Below is a block of records; reproduce all of them exactly and leave out any pictures.

§ DATA SUPPLIED
━━━━━━━━━━━━━━━━━━━━━━━━━━━━━━

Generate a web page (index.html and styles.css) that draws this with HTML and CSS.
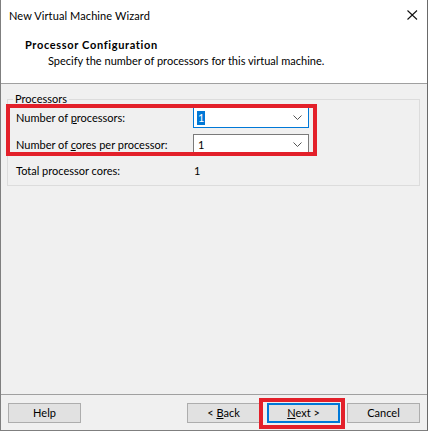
FILE: index.html
```html
<!DOCTYPE html>
<html>
<head>
<meta charset="utf-8">
<link rel="stylesheet" href="styles.css">
</head>
<body>
<div class="window">
  <div class="titlebar">
    <span class="title">New Virtual Machine Wizard</span>
    <svg class="close" width="11" height="10" viewBox="0 0 11 10"><path d="M0.5 0.5 L10 9.5 M10 0.5 L0.5 9.5" stroke="#111" stroke-width="1.1" fill="none"/></svg>
  </div>
  <div class="header">
    <div class="h-title">Processor Configuration</div>
    <div class="h-sub">Specify the number of processors for this virtual machine.</div>
  </div>
  <div class="content">
    <fieldset class="group">
      <legend>Processors</legend>
      <div class="row first">
        <span class="label">Number of <u>p</u>rocessors:</span>
        <div class="combo focused"><span class="sel">1</span><svg class="chev" width="9" height="5" viewBox="0 0 9 5"><path d="M0.5 0.5 L4.5 4.5 L8.5 0.5" stroke="#555" fill="none"/></svg></div>
      </div>
      <div class="row">
        <span class="label">Number of <u>c</u>ores per processor:</span>
        <div class="combo"><span class="val">1</span><svg class="chev" width="9" height="5" viewBox="0 0 9 5"><path d="M0.5 0.5 L4.5 4.5 L8.5 0.5" stroke="#555" fill="none"/></svg></div>
      </div>
      <div class="row total">
        <span class="label">Total processor cores:</span>
        <span class="tval">1</span>
      </div>
    </fieldset>
  </div>
  <div class="footer">
    <button class="btn">Help</button>
    <div class="spacer"></div>
    <button class="btn">&lt; <u>B</u>ack</button>
    <button class="btn default"><u>N</u>ext &gt;</button>
    <button class="btn">Cancel</button>
  </div>
  <div class="mark mark-fields"></div>
  <div class="mark mark-next"></div>
</div>
</body>
</html>
```
FILE: styles.css
```css
* { box-sizing: border-box; }
html, body { margin: 0; padding: 0; background: #ffffff; }
body {
  font-family: Lato, "Noto Sans", sans-serif;
  font-size: 11px;
  color: #000;
}
.window {
  position: relative;
  width: 428px;
  height: 431px;
  border-left: 1px solid #7f7f7f;
  border-right: 1px solid #6a6a6a;
  border-bottom: 1px solid #7f7f7f;
  display: flex;
  flex-direction: column;
  background: #f0f0f0;
}
.titlebar {
  height: 30px;
  background: #fff;
  display: flex;
  align-items: center;
  justify-content: space-between;
  padding: 0 9px 0 8px;
}
.title { letter-spacing: 0.1px; }
.close { display: block; }
.header {
  height: 54px;
  background: #fff;
  border-bottom: 1px solid #a0a0a0;
  padding: 7px 0 0 24px;
}
.h-title { font-weight: bold; line-height: 16px; letter-spacing: 0.65px; }
.h-sub { line-height: 16px; padding-left: 23px; }
.content {
  flex: 1;
  padding: 7px 0 0 6px;
}
.group {
  width: 413px;
  height: 95px;
  margin: 0;
  border: 1px solid #dcdcdc;
  padding: 0 0 0 8px;
}
.group legend {
  padding: 0 2px;
  margin-left: -3px;
  line-height: 16px;
}
.row {
  display: flex;
  align-items: center;
  height: 21px;
  margin-top: 6px;
  white-space: nowrap;
}
.row.first { margin-top: 0; }
.row.total { margin-top: 7px; height: 16px; }
.label { width: 177px; flex: none; }
.combo {
  width: 116px;
  height: 21px;
  background: #fff;
  border: 1px solid #7a7a7a;
  display: flex;
  align-items: center;
  justify-content: space-between;
  padding: 0 6px 0 3px;
}
.combo.focused { border-color: #0078d7; }
.sel { background: #0078d7; color: #fff; line-height: 14px; padding: 0 1px; }
.val { padding-left: 1px; }
.tval { padding-left: 1px; }
.chev { display: block; }
.footer {
  height: 36px;
  border-top: 1px solid #a0a0a0;
  display: flex;
  align-items: flex-start;
  padding: 8px 7px 0 7px;
  gap: 7px;
}
.spacer { flex: 1; }
.btn {
  width: 73px;
  height: 20px;
  background: #e1e1e1;
  border: 1px solid #adadad;
  font-family: inherit;
  font-size: 11px;
  color: #000;
  padding: 0;
  margin: 0;
  line-height: 16px;
}
.btn.default { border: 2px solid #0078d7; }
.mark {
  position: absolute;
  border: 4px solid #e3202a;
}
.mark-fields { left: 5px; top: 104px; width: 311px; height: 52px; }
.mark-next { left: 258px; top: 398px; width: 86px; height: 31px; }
```
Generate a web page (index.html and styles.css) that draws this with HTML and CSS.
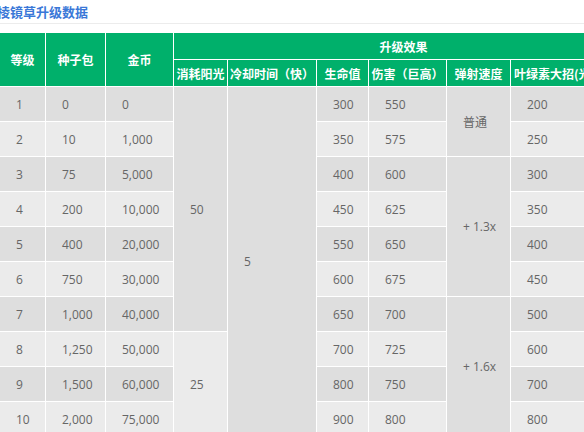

━━━━━━━━━━━━━━━━━━━━━━━━━━━━━━

§ EXERCISE ANSWER
Generate a web page (index.html and styles.css) that draws this with HTML and CSS.
FILE: index.html
```html
<!DOCTYPE html>
<html>
<head>
<meta charset="utf-8">
<link rel="stylesheet" href="styles.css">
</head>
<body>
<div class="window">
  <div class="titlebar">
    <span class="title">New Virtual Machine Wizard</span>
    <svg class="close" width="11" height="10" viewBox="0 0 11 10"><path d="M0.5 0.5 L10 9.5 M10 0.5 L0.5 9.5" stroke="#111" stroke-width="1.1" fill="none"/></svg>
  </div>
  <div class="header">
    <div class="h-title">Processor Configuration</div>
    <div class="h-sub">Specify the number of processors for this virtual machine.</div>
  </div>
  <div class="content">
    <fieldset class="group">
      <legend>Processors</legend>
      <div class="row first">
        <span class="label">Number of <u>p</u>rocessors:</span>
        <div class="combo focused"><span class="sel">1</span><svg class="chev" width="9" height="5" viewBox="0 0 9 5"><path d="M0.5 0.5 L4.5 4.5 L8.5 0.5" stroke="#555" fill="none"/></svg></div>
      </div>
      <div class="row">
        <span class="label">Number of <u>c</u>ores per processor:</span>
        <div class="combo"><span class="val">1</span><svg class="chev" width="9" height="5" viewBox="0 0 9 5"><path d="M0.5 0.5 L4.5 4.5 L8.5 0.5" stroke="#555" fill="none"/></svg></div>
      </div>
      <div class="row total">
        <span class="label">Total processor cores:</span>
        <span class="tval">1</span>
      </div>
    </fieldset>
  </div>
  <div class="footer">
    <button class="btn">Help</button>
    <div class="spacer"></div>
    <button class="btn">&lt; <u>B</u>ack</button>
    <button class="btn default"><u>N</u>ext &gt;</button>
    <button class="btn">Cancel</button>
  </div>
  <div class="mark mark-fields"></div>
  <div class="mark mark-next"></div>
</div>
</body>
</html>
```
FILE: styles.css
```css
* { box-sizing: border-box; }
html, body { margin: 0; padding: 0; background: #ffffff; }
body {
  font-family: Lato, "Noto Sans", sans-serif;
  font-size: 11px;
  color: #000;
}
.window {
  position: relative;
  width: 428px;
  height: 431px;
  border-left: 1px solid #7f7f7f;
  border-right: 1px solid #6a6a6a;
  border-bottom: 1px solid #7f7f7f;
  display: flex;
  flex-direction: column;
  background: #f0f0f0;
}
.titlebar {
  height: 30px;
  background: #fff;
  display: flex;
  align-items: center;
  justify-content: space-between;
  padding: 0 9px 0 8px;
}
.title { letter-spacing: 0.1px; }
.close { display: block; }
.header {
  height: 54px;
  background: #fff;
  border-bottom: 1px solid #a0a0a0;
  padding: 7px 0 0 24px;
}
.h-title { font-weight: bold; line-height: 16px; letter-spacing: 0.65px; }
.h-sub { line-height: 16px; padding-left: 23px; }
.content {
  flex: 1;
  padding: 7px 0 0 6px;
}
.group {
  width: 413px;
  height: 95px;
  margin: 0;
  border: 1px solid #dcdcdc;
  padding: 0 0 0 8px;
}
.group legend {
  padding: 0 2px;
  margin-left: -3px;
  line-height: 16px;
}
.row {
  display: flex;
  align-items: center;
  height: 21px;
  margin-top: 6px;
  white-space: nowrap;
}
.row.first { margin-top: 0; }
.row.total { margin-top: 7px; height: 16px; }
.label { width: 177px; flex: none; }
.combo {
  width: 116px;
  height: 21px;
  background: #fff;
  border: 1px solid #7a7a7a;
  display: flex;
  align-items: center;
  justify-content: space-between;
  padding: 0 6px 0 3px;
}
.combo.focused { border-color: #0078d7; }
.sel { background: #0078d7; color: #fff; line-height: 14px; padding: 0 1px; }
.val { padding-left: 1px; }
.tval { padding-left: 1px; }
.chev { display: block; }
.footer {
  height: 36px;
  border-top: 1px solid #a0a0a0;
  display: flex;
  align-items: flex-start;
  padding: 8px 7px 0 7px;
  gap: 7px;
}
.spacer { flex: 1; }
.btn {
  width: 73px;
  height: 20px;
  background: #e1e1e1;
  border: 1px solid #adadad;
  font-family: inherit;
  font-size: 11px;
  color: #000;
  padding: 0;
  margin: 0;
  line-height: 16px;
}
.btn.default { border: 2px solid #0078d7; }
.mark {
  position: absolute;
  border: 4px solid #e3202a;
}
.mark-fields { left: 5px; top: 104px; width: 311px; height: 52px; }
.mark-next { left: 258px; top: 398px; width: 86px; height: 31px; }
```
Generate a web page (index.html and styles.css) that draws this with HTML and CSS.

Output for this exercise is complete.